Perhaps over time, the ocean ratio and the rain-water/ammonia ratio would equalize, but again, that's just speculation.
If the planet has very cold poles, where the ammonia could rain out of the atmosphere, or perhaps tidal locking, and a colder night-side of the planet, then the ammonia could return from the atmosphere more quickly.
I'd like to know if this has been studied and if these behaviors have been described in papers, books, or in-depth articles on this topic.
I don't know of any papers. Theoretical planetary formation is fun to think about, but to do it right, requires some pretty serious computer modeling. What I've read on the subject is much less ambitious than your question. Models are done on water worlds and on tidally locked worlds and on plate tectonics for different mass planets. I've never seen a study on ammonia-water oceans, but I think it's a fun subject.

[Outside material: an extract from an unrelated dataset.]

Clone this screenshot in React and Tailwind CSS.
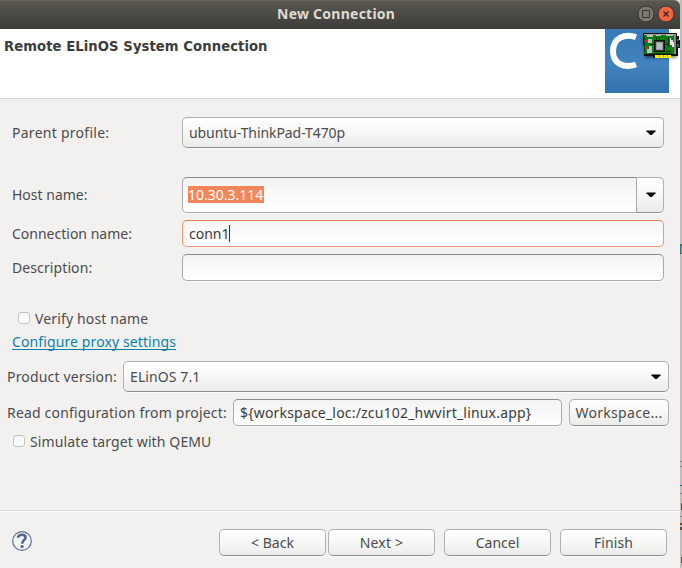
import React from "react";

const raised =
  "rounded-[5px] border border-[#b0b0ae] border-b-[#8f8f8d] bg-linear-to-b from-[#ffffff] via-[#f7f7f7] to-[#ebebea] shadow-[0_1px_0_#fafafa]";
const field =
  "rounded-[5px] border border-[#a9a9a7] border-t-[#8c8c8a] bg-linear-to-b from-[#f3f3f3] to-[#ffffff] shadow-[0_1px_0_#fafafa]";

function Label({ children, className = "" }) {
  return <span className={"block shrink-0 whitespace-pre " + className}>{children}</span>;
}

function Arrow() {
  return (
    <svg width="10" height="6" viewBox="0 0 10 6" className="shrink-0">
      <path d="M.500 .500h9v.8L5.800 5H4.200L.500 1.300z" fill="#000" />
    </svg>
  );
}

function Check() {
  return <span className="h-3 w-3 shrink-0 rounded-[3px] border border-[#c4c4c2] bg-linear-to-b from-[#f6f6f6] to-white" />;
}

function Button({ children, className, text = "" }) {
  return (
    <button className={"flex h-[27px] shrink-0 items-center justify-center " + raised + " " + className}>
      <Label className={text}>{children}</Label>
    </button>
  );
}

function Banner() {
  return (
    <svg width="76" height="64" viewBox="0 0 76 64" className="shrink-0">
      <defs>
        <linearGradient id="blue" x1="0" y1="0" x2="0" y2="1">
          <stop offset="0" stopColor="#3679b6" />
          <stop offset="0.55" stopColor="#4283bd" />
          <stop offset="1" stopColor="#3272af" />
        </linearGradient>
        <filter id="soft" x="-20%" y="-20%" width="140%" height="140%">
          <feGaussianBlur stdDeviation="1.500" />
        </filter>
      </defs>
      <rect width="64" height="64" fill="url(#blue)" />
      <path d="M31 8.300C20 4 8 9 8 22C8 35 19 39.500 31 35.500" fill="none" stroke="#fff" strokeWidth="6" />
      <path d="M38 8h34v21H40z" fill="#000" opacity="0.45" filter="url(#soft)" />
      <g shapeRendering="crispEdges">
        <path d="M38 4h34v3h2v4h1v8h-2v8h-7v2H48v-2h-9z" fill="#141414" />
        <path d="M39 5h32v1H39z" fill="#a7aaa7" />
        <path d="M39 6h30v19H39z" fill="#0b7d16" />
        <path d="M42 6h6v2h-6zM51 6h5v1h-5zM61 6h7v1h-7z" fill="#b9bdb9" />
        <path d="M39 7h1v17h-1zM44 24h23v1H44z" fill="#054a0b" />
        <path d="M40 11h3v2h-3zM40 18h3v2h-3z" fill="#f21c1c" />
        <path d="M43 10h4v4h-4zM42 20h5v4h-5zM44 17h3v3h-3z" fill="#c0c0c0" />
        <path d="M45 15h4v1h-4zM60 15h3v1h-3zM54 8h1v4h-1zM51 8h1v3h-1zM63 8h1v10h-1zM61 22h5v1h-5z" fill="#043b09" />
        <path d="M49 11h11v12H49z" fill="#111" />
        <path d="M50 12h9v10h-9z" fill="#333" />
        <path d="M51 13h7v8h-7z" fill="#9a9a9a" />
        <path d="M52 14h5v6h-5z" fill="#bdbdbd" />
        <path d="M65 9h1v2h2v2h1v5h-2v-2h-2z" fill="#e4e4e4" />
        <path d="M69 6h2v19h-2z" fill="#858585" />
        <path d="M72 10h2v2h-2zM72 15h2v3h-2z" fill="#555" />
        <path d="M50 26h16v3H50z" fill="#f2e916" />
        <path d="M54 26h1v2h-1zM58 26h1v2h-1zM62 26h1v2h-1z" fill="#b3aa17" />
      </g>
    </svg>
  );
}

function TitleBar() {
  return (
    <header className="flex h-[29px] w-[680px] shrink-0 items-center rounded-tr-[6px] border-t border-[#66645a] bg-linear-to-b from-[#595750] to-[#3d3c38] pr-[5px]">
      <Label className="-mt-[2px] ml-[277px] grow text-[14px] font-bold tracking-[0.25px] text-[#dfdbd2]">New Connection</Label>
      <svg width="38" height="18" viewBox="0 0 38 18" className="-mt-[3px]">
        <circle cx="9" cy="9" r="8" fill="#7b7970" stroke="#35342f" />
        <rect x="5.500" y="5.500" width="7" height="7" fill="none" stroke="#35342f" />
        <circle cx="29" cy="9" r="8" fill="#ee6540" stroke="#35342f" />
        <path d="M26.500 6.500l5 5m0-5l-5 5" stroke="#3b251c" strokeWidth="1.300" />
      </svg>
    </header>
  );
}

// Sliver of the window behind the dialog, visible past its right edge.
function BackgroundSliver() {
  return (
    <svg width="2" height="568" viewBox="0 0 2 568" className="shrink-0" shapeRendering="crispEdges">
      <path d="M0 0h2v568H0z" fill="#bdbdbb" />
      <path d="M0 461h2v1H0zM0 466h2v1H0zM0 493h2v1H0zM0 516h2v1H0z" fill="#858583" />
      <path d="M0 244h2v10H0z" fill="#376d6d" />
      <path d="M1 246h1v7h-1z" fill="#55b3df" />
      <path d="M0 485h2v1H0z" fill="#1c62ad" />
      <path d="M1 503h1v7h-1zM0 523h2v2H0zM0 527h2v3H0zM1 557h1v6h-1z" fill="#6f4a2c" />
    </svg>
  );
}

export default function App() {
  return (
    <div className="flex h-[568px] w-[682px] overflow-hidden bg-[#b9b9b7] font-['Noto_Sans',sans-serif] text-[14px] leading-[20px] text-[#4c4c4c]">
      <div className="flex w-[680px] shrink-0 flex-col bg-[#f2f1f0]">
        <div className="bg-[#dededc]">
          <TitleBar />
        </div>
        <section className="flex h-[70px] shrink-0 items-start border-b border-[#d9d8d6] bg-white">
          <Label className="ml-1 mt-[7px] w-[601px] font-['DejaVu_Sans_Condensed','DejaVu_Sans',sans-serif] text-[14.67px] font-bold tracking-[0.07px] text-[#3c3c3c] [font-stretch:condensed]">
            Remote ELinOS System Connection
          </Label>
          <Banner />
        </section>
        <main className="flex flex-col">
          <div className="mt-[18px] flex h-[31px] items-center pl-3">
            <Label className="w-[170px] tracking-[0.27px]">Parent profile:</Label>
            <div className={"flex h-[31px] w-[482px] items-center justify-between pl-1.5 pr-[7px] " + raised}>
              <Label className="tracking-[-0.08px]">ubuntu-ThinkPad-T470p</Label>
              <Arrow />
            </div>
          </div>
          <div className="mt-[29px] flex h-9 items-center pl-3">
            <Label className="w-[170px]">Host name:</Label>
            <div className={"flex h-9 w-[455px] items-center rounded-r-none! pl-[5px] " + field}>
              <Label className="-mt-px h-[17px] w-[76px] bg-[#f28559] leading-[17px] text-white">10.30.3.114</Label>
            </div>
            <div className={"flex h-9 w-[27px] items-center justify-center rounded-l-none! border-l-0! pl-0.5 " + raised}>
              <Arrow />
            </div>
          </div>
          <div className="mt-[7px] flex h-[27px] items-center pl-3">
            <Label className="w-[170px]">Connection name:</Label>
            <div className="flex h-[27px] w-[482px] items-center rounded-[5px] border border-[#ef9674] border-t-[#dd7c57] bg-linear-to-b from-[#f5f5f5] to-white pl-1.5">
              <Label className="w-10 text-[#3c3c3c]">conn1</Label>
              <span className="h-[17px] w-px bg-[#333]" />
            </div>
          </div>
          <div className="mt-[7px] flex h-[27px] items-center pl-3">
            <Label className="w-[170px] tracking-[0.1px]">Description:</Label>
            <div className={"h-[27px] w-[482px] " + field} />
          </div>
          <div className="mt-[27px] flex h-5 items-center gap-[5px] pl-[18px]">
            <Check />
            <Label className="mt-0.5 tracking-[0.14px]">Verify host name</Label>
          </div>
          <div className="mt-1 flex h-[18px] pl-3">
            <Label className="h-[18px] border-b border-[#0b7fa5] leading-[19px] tracking-[0.11px] text-[#0b82aa]">Configure proxy settings</Label>
          </div>
          <div className="mt-[11px] flex h-[31px] items-center pl-[7px]">
            <Label className="w-[116px] tracking-[0.18px]">Product version:</Label>
            <div className={"flex h-[31px] w-[546px] items-center justify-between pl-1.5 pr-[7px] " + raised}>
              <Label className="tracking-[0.1px]">ELinOS 7.1</Label>
              <Arrow />
            </div>
          </div>
          <div className="mt-[7px] flex h-[27px] items-center pl-[7px]">
            <Label className="w-[226px] tracking-[0.18px]">Read configuration from project:</Label>
            <div className={"mr-[7px] flex h-[27px] w-[329px] items-center pl-1.5 " + field}>
              <Label className="tracking-[0.19px] text-[#3c3c3c]">{"${workspace_loc:/zcu102_hwvirt_linux.app}"}</Label>
            </div>
            <Button className="w-[100px]" text="tracking-[0.3px]">Workspace...</Button>
          </div>
          <div className="mt-[5px] flex h-5 items-center gap-[5px] pl-[13px]">
            <Check />
            <Label className="mt-0.5 tracking-[0.12px]">Simulate target with QEMU</Label>
          </div>
        </main>
        <footer className="mt-auto flex h-[58px] shrink-0 items-start border-t border-[#d9d8d6] pl-3 pt-[18px] shadow-[inset_0_1px_0_#fafafa]">
          <svg width="20" height="20" viewBox="0 0 20 20" className="mr-[187px] mt-[2px]">
            <circle cx="10" cy="10" r="9.300" fill="#f3f4f6" stroke="#5d7090" strokeWidth="1.200" />
            <path d="M6 6.800C6 2.700 13.600 2.900 13.600 6.600C13.600 9.200 10.200 9 10.200 12.800" fill="none" stroke="#536687" strokeWidth="2.600" />
            <circle cx="10.100" cy="15.500" r="1.600" fill="#536687" />
          </svg>
          <Button className="mr-0.5 w-[107px]">{"< Back"}</Button>
          <Button className="mr-[9px] w-[107px]" text="tracking-[0.2px]">{"Next >"}</Button>
          <Button className="mr-[9px] w-[107px]">Cancel</Button>
          <Button className="w-[107px]" text="tracking-[0.1px]">Finish</Button>
        </footer>
      </div>
      <BackgroundSliver />
    </div>
  );
}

Earth had to have fairly abundant ammonia at some point because it's one of the primary "ices" in comets. Comets are mostly ammonia, water, CO2 and CH4, with smaller amounts of other elements. It's worth asking where Earth's ammonia went. It may be more chemically reactive than the other elements. If Earth lost it's ammonia, other planets may lose their ammonia as well in the process of planet formation and the chemistry that goes with it. It's also possible that ammonia-water oceans are common, perhaps more common than the pure water oceans like the ones we have on Earth.
Perhaps time and better telescopes will tell us more about this subject.
Take my answer with a grain of salt as I'm a hobbyist.